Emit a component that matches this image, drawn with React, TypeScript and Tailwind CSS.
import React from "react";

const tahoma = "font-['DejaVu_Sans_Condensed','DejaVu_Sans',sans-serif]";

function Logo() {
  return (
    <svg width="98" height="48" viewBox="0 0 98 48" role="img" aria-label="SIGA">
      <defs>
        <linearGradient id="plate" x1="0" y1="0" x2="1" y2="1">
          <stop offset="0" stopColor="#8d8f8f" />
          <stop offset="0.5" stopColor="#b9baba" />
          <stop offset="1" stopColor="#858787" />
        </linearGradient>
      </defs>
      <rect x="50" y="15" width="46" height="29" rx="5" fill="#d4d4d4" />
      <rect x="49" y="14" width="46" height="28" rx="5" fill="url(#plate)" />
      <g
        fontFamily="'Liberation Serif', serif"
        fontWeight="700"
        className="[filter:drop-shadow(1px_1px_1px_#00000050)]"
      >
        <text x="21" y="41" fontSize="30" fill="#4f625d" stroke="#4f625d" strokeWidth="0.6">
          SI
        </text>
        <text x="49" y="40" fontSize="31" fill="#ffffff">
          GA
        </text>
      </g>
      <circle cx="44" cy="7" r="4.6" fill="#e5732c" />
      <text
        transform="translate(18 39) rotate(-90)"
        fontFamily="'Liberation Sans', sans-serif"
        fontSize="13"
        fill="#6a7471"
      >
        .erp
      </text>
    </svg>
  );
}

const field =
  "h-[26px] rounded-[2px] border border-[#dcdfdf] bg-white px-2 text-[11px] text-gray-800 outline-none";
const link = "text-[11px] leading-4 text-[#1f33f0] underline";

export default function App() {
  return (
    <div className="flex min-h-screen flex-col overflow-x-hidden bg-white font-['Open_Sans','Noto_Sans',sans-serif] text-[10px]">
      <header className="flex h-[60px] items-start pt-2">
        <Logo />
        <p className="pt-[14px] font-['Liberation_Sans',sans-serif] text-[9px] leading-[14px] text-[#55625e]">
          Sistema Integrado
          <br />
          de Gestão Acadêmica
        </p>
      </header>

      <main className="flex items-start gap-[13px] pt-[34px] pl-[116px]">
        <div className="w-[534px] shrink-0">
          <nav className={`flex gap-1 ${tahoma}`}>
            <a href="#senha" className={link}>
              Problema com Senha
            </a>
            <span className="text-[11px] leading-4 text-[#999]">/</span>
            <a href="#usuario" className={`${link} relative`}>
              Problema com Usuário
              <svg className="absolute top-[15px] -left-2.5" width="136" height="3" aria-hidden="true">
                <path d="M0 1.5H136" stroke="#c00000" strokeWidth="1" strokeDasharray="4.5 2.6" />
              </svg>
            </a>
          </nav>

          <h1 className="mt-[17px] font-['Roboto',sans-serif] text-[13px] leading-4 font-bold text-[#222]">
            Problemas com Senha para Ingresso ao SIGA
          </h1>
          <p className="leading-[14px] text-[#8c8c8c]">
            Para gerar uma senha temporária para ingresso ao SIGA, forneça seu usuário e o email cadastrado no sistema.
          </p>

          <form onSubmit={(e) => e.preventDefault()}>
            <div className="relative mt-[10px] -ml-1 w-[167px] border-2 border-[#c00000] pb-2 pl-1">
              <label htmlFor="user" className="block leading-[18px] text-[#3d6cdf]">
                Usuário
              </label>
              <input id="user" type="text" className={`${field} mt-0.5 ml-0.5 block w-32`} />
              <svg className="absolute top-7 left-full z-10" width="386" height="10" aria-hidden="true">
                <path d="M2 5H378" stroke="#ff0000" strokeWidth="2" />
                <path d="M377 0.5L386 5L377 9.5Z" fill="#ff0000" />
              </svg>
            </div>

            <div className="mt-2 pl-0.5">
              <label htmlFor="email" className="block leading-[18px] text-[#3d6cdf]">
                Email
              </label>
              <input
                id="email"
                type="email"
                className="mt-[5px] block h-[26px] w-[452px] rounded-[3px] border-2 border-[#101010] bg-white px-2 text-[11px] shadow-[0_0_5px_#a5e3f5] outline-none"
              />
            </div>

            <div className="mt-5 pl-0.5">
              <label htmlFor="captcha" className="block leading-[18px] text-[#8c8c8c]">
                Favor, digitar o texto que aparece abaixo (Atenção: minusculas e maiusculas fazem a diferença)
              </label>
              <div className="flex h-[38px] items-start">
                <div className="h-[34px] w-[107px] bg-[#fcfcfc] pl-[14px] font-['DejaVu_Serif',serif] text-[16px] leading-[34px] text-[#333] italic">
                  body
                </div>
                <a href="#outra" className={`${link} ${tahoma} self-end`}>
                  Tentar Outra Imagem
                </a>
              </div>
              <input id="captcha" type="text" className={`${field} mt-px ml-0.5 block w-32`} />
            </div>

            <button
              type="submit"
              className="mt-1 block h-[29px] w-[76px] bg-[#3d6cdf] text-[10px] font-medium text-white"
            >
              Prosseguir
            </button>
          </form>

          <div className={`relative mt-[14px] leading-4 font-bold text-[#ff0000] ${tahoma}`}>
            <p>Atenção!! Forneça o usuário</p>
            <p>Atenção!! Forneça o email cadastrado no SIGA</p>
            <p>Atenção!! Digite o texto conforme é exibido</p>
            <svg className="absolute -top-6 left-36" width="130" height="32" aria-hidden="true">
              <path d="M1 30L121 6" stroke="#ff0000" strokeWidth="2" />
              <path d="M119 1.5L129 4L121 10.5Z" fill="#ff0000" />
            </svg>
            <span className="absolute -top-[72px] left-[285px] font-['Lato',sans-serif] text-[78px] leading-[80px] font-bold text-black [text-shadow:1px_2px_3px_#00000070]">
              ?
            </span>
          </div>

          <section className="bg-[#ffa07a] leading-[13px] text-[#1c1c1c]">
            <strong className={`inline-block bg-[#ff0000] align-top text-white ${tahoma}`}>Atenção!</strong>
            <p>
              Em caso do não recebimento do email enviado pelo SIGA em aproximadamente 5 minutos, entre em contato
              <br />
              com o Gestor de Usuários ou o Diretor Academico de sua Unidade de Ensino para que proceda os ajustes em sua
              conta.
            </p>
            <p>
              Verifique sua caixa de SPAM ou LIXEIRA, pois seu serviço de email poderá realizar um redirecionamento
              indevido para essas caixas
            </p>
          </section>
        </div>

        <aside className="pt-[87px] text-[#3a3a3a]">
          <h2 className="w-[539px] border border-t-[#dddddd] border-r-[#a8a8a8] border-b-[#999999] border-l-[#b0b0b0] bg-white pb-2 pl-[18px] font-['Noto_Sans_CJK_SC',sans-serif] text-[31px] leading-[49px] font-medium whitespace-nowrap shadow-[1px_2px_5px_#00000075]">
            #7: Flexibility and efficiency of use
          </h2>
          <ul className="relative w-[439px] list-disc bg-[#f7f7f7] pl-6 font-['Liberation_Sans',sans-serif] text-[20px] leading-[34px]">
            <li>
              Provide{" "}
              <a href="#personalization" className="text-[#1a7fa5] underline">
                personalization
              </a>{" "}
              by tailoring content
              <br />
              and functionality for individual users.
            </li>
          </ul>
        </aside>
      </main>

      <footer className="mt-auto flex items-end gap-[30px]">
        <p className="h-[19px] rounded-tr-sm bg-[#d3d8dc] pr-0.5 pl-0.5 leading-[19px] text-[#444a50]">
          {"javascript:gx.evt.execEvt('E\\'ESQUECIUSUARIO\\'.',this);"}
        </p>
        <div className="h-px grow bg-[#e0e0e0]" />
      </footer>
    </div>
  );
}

━━━━━━━━━━

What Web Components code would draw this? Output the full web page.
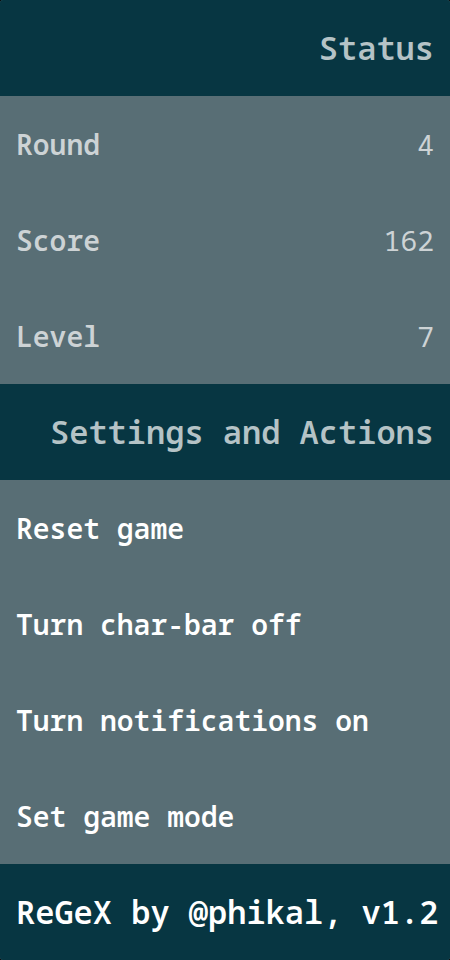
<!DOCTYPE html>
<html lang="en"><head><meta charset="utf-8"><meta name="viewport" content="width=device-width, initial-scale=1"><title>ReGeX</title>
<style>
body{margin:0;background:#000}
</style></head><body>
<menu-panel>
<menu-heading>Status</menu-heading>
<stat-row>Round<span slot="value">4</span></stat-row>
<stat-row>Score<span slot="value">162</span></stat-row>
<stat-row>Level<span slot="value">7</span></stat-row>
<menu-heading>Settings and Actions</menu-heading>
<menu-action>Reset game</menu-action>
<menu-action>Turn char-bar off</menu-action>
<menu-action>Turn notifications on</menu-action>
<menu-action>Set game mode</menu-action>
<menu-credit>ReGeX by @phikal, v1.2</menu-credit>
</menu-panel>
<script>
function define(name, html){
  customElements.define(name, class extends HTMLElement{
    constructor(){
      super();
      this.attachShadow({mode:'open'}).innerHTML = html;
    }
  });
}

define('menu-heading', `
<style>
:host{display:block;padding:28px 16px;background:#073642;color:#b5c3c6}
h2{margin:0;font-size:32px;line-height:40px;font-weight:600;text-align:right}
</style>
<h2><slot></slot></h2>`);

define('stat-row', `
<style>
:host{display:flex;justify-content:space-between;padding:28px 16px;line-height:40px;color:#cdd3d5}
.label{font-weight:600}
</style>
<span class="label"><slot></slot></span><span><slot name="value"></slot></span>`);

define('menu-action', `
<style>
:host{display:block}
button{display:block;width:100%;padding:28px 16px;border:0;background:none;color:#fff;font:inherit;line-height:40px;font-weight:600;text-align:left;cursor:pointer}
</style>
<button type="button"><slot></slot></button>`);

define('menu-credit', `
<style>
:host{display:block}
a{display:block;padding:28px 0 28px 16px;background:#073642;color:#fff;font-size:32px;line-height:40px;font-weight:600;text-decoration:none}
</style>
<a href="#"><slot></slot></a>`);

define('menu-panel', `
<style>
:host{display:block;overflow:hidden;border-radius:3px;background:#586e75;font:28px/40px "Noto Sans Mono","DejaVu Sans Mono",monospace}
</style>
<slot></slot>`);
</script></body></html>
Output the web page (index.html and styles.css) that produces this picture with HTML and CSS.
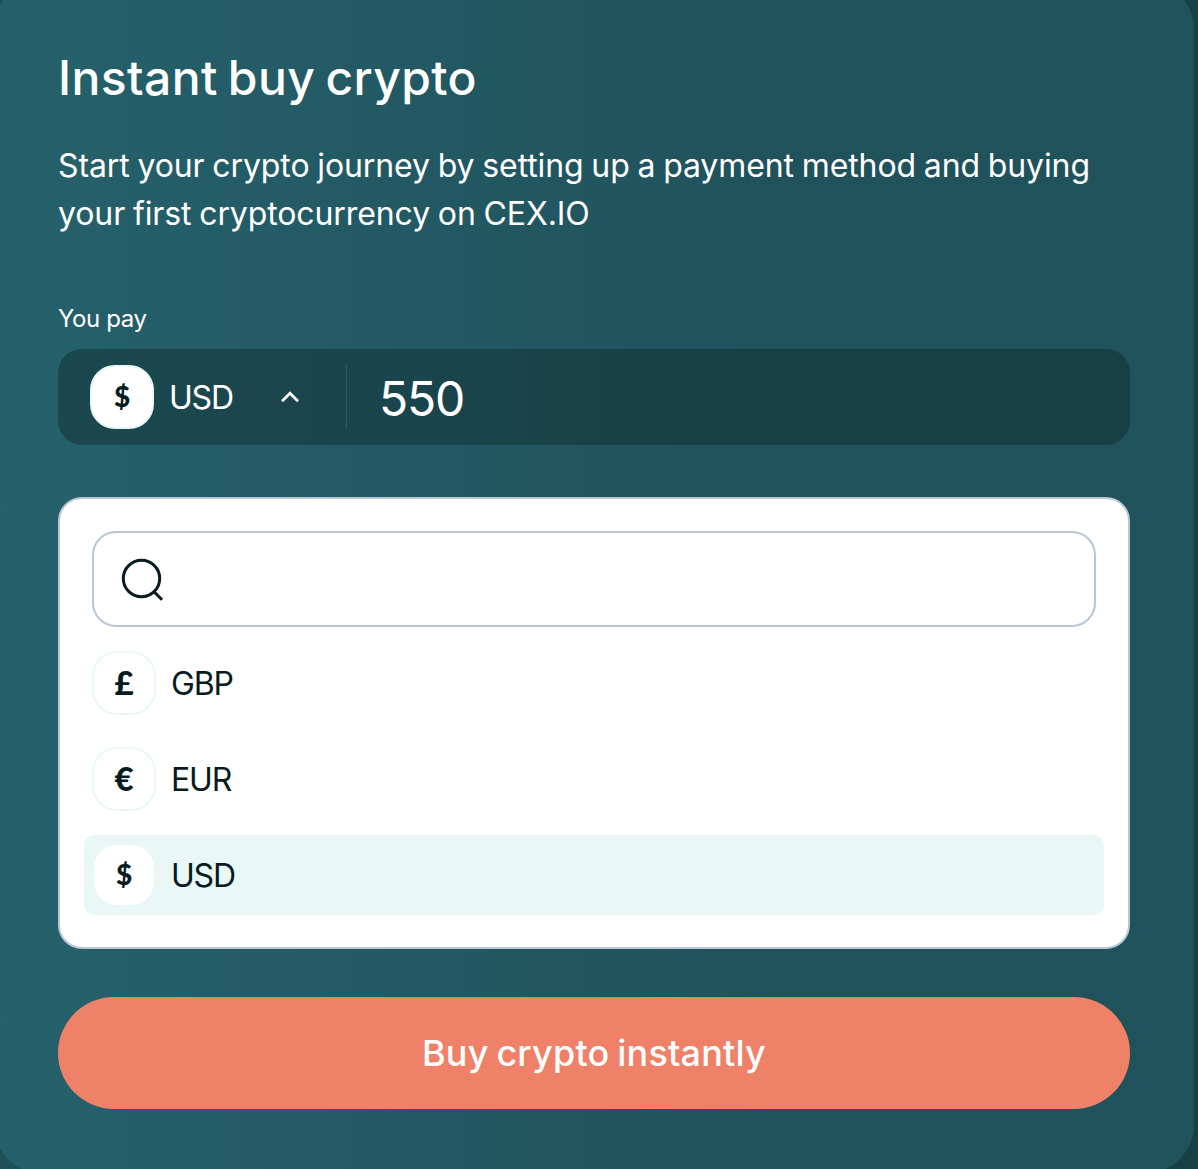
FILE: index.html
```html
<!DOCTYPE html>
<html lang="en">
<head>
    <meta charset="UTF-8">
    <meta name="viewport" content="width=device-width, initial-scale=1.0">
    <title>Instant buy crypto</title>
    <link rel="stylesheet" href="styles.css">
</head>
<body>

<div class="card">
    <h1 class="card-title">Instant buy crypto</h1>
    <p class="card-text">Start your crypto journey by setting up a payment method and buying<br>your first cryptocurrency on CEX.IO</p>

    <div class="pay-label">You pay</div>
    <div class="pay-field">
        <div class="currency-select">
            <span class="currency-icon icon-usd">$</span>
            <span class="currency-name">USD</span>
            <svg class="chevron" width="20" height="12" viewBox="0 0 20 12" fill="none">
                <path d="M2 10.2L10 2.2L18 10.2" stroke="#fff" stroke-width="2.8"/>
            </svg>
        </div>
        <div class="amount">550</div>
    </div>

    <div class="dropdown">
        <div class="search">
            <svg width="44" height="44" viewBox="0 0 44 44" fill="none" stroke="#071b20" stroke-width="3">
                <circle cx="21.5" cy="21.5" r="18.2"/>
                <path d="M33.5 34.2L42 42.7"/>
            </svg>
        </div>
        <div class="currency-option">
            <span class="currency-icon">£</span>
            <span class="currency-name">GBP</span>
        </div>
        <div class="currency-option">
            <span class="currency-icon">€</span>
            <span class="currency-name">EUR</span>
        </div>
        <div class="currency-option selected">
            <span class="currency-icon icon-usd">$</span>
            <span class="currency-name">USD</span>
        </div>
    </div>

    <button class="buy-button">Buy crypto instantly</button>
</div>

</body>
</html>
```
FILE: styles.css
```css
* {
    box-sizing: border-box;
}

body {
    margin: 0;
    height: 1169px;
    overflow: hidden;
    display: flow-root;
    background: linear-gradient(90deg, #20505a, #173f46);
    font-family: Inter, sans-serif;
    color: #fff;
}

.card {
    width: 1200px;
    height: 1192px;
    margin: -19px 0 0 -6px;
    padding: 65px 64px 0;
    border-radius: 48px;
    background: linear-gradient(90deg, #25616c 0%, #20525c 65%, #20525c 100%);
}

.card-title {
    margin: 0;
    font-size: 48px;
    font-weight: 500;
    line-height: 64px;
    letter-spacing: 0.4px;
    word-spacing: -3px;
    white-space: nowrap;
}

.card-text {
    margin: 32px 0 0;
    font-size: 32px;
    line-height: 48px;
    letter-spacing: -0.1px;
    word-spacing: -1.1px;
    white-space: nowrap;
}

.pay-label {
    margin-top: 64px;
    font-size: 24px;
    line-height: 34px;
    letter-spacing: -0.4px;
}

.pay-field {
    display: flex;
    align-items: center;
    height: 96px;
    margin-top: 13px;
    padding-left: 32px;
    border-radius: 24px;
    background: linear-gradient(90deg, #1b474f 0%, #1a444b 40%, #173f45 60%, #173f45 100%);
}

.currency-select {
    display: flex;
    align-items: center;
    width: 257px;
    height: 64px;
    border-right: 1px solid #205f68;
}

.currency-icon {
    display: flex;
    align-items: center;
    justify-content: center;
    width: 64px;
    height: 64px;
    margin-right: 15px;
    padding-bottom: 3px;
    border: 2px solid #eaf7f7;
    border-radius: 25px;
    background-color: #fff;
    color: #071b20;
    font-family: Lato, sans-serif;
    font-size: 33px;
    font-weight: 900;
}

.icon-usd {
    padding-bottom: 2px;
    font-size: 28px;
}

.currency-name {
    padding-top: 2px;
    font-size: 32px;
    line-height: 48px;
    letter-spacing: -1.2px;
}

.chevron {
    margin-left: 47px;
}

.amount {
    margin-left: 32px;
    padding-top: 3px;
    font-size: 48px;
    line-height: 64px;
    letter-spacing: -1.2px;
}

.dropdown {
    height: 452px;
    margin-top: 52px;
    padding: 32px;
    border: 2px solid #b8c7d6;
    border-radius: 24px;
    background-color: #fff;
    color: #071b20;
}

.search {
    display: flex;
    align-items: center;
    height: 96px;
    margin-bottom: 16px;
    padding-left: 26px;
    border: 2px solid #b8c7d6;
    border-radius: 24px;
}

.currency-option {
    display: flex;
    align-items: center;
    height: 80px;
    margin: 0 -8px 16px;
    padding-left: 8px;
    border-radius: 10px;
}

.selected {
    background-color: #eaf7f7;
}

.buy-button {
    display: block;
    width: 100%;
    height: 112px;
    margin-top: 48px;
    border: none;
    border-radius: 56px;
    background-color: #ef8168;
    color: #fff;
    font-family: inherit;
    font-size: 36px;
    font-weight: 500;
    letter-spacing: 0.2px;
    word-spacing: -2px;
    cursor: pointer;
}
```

━━━━━━━━━━

Instructions to follow — Pull out every line holding "this" from the records above, and copy it.

Problem solution —
Emit a component that matches this image, drawn with React, TypeScript and Tailwind CSS.
          {"javascript:gx.evt.execEvt('E\\'ESQUECIUSUARIO\\'.',this);"}
What Web Components code would draw this? Output the full web page.
      this.attachShadow({mode:'open'}).innerHTML = html;
Output the web page (index.html and styles.css) that produces this picture with HTML and CSS.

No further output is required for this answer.